1.2. You do NOT need BSPs to perform robust CSG. This was true in the eighties. It is not true now. We have the technology.
1.5. I don't think anybody is saying "quad meshes", either, by the way. I think Hammer can support a face that is larger than four quads. This is certainly something you want if you are doing room geometry. If you have a polygon embedded in a quad mesh and you want to maintain quad flow across it at a later point, there are algorithms one can use (this paper by Mikhail Bessmeltsev solves the problem neatly, by expressing quad edge pairing as a stable matching problem.) Anyhow, we should come up with another name for them as a community. "Quad brushes" or "Winged edge meshes" or something. IDK.
- There is some confusion between "static mesh" and "triangle mesh". To my mind, a static mesh is a mesh that is not deformed. One can generate a triangle mesh from a static mesh: any sort of GPU based asset baking pipeline can do this as a precursor, on top of all the other good things (vertex cache optimization, triangle stripping, Nanite-ing, generating Lumen cards).
I think that getting nice editable mesh primitives into a form that Unreal (or any other engine) can render and eat is a problem of cacheing, and a willingness to accept that you will hit a performance penalty on developer machines when you're not using the cached GPU-baked version. (There is a bunch of other discussion and work that Epic seems to have done trying to make it so that triangle meshes can be edited as non-triangle meshes via means of polygroups, which just seems like a classic case of an artist going "we would like this thing" and a programmer going "ho ho, here's a thing easier for me to write that is useless". I do this too, in fairness.)
At the end of the day, however, here's the sad truth. Despite throwing up red herrings in the form of technical objections, Epic has made the decision that they think what their customers actually want is a "triangle-based" mesh editor editor, rather than a "face-based" level editor. Ryan basically comes out and says as much: a mesh editor is a priority, a level editor is not, because it aligns with two things.
First, enterprise customer workflows. I interpret this as being about "virtual stages" and "virtual architecture" versus AAA game developer flows, which is... okay! That's Epic's call to make! It's an interesting statement, to be sure, about which businesses Epic thinks are valuable going forwards, and it aligns with other stuff coming out of Epic's announcement about just who they are going to be hitting up for licensee money in the future. You don't give a game engine out for free and charge for films if you think your customers are primarily going to be indie, or even AA/AAA, video games. We generally call this space "visualization".

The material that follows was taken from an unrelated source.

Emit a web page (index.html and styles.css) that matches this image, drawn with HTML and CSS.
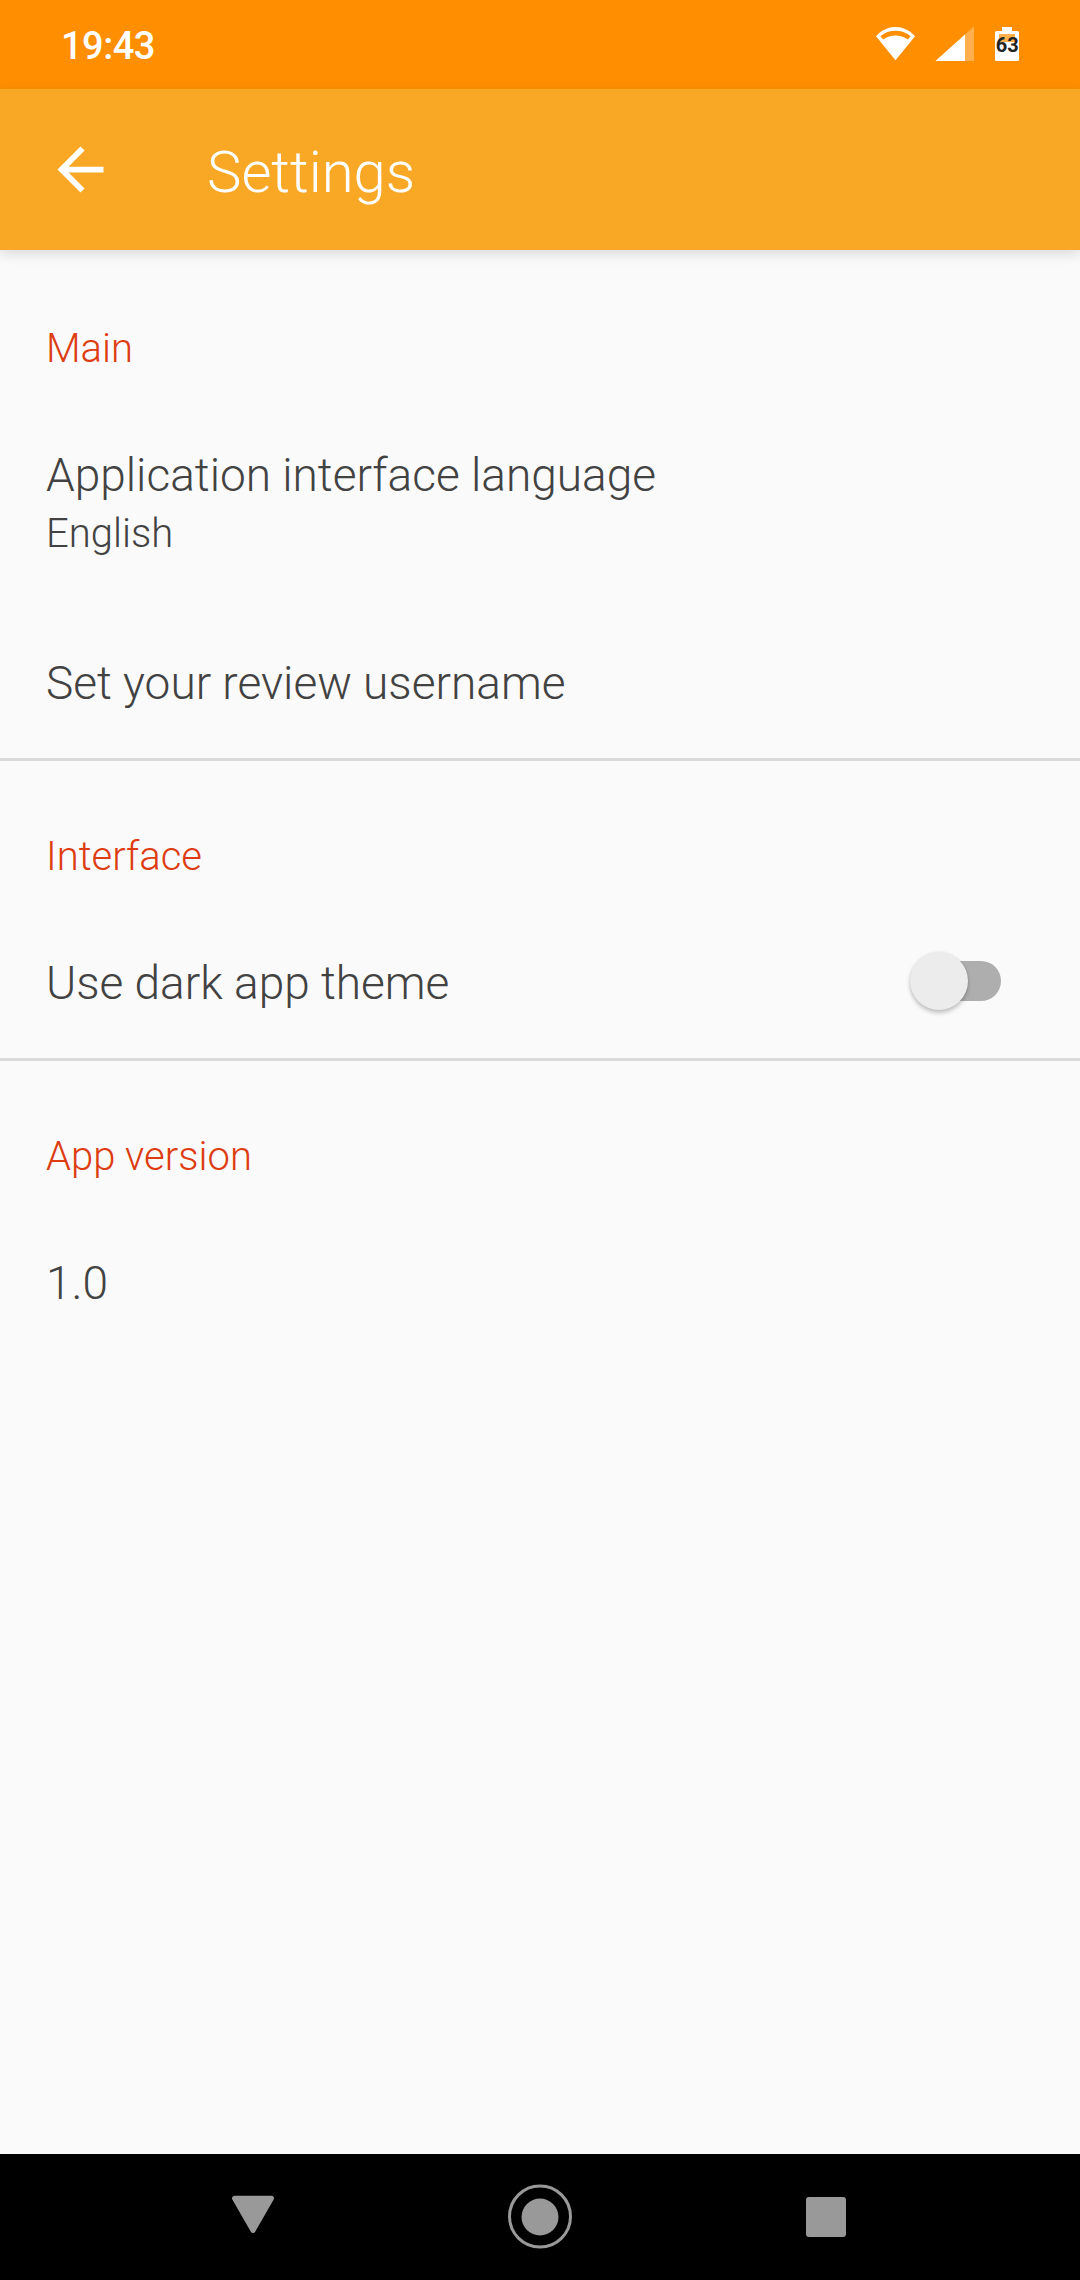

Second, Epic seems to believe that mesh editing aligns with a trend towards kitbashing and photogrammetry, and that this trend is desirable. This makes sense if you own Quixel. I don't think it makes sense if you talk about kitbashing, because what you really need when you are kitbashing in the real world is exactly what a brush-based editor provides: lots of big things you can make out of cardboard that you can stick your kitbashed parts to. You probably want those big pieces of cardboard to have nice, obvious marking points and semantic information that you can snap and align your greebles on, and it turns out if you use a flow-based face workflow and not a triangle workflow, you get a bunch of helpful points that you can easily add as snap-to targets in your level editor. (Again, Ryan is right that triangle meshes don't have this sort of information, but nobody is talking about triangle meshes and nobody should be editing triangle meshes directly unless you're making Quake II! They are a terrible, terrible platform for actual modeling flows for anything! They are great for rendering and certain geometry tasks! People should convert higher level representations to triangle meshes when they are rendering, or performing these tasks!) The points about level designer flow and being able to easily edit shapes are better made by other people, and I will leave them to it.
A big missing bit in this discussion is "what is human architecture", which is actually rectangles or variations of rectangles. That's why quads are a natural primitive; and when designing artists tools, we have considerable research showing that you should always allow artists to work in a medium that they are comfortable with.
If Epic now sees themselves targeting primarily photogrammetry and enterprise-scale workflows, and given that Unity is in no state to articulate clear vision for anything, it seems like there is a clear market for new engines. Godot has had a lot of work sunk into it, and that's cool, but I don't think it's trying to hit a number of design spaces. I would like to believe that we are now in an interesting new golden age of game engines, because I really think it's more fun when there's lots of technology alternatives... but they are a lot of hard work. I'm not sure where efforts should land to build engines, or even tools to build engines, or even what an engine is? I do think it's notable that Brian Bucklew over at Caves of Qud basically moved all his codebase into Unity to get a limited number of useful primitives over rolling his own, and it probably makes sense to supply a framework that just supplies those primitives. It would help if I could identify what those primitives are.
Meanwhile, I think I've been nerd-sniped into writing a level editor, and I'm just trying to figure out if it makes sense to do it in Unreal Engine to prove a point or not.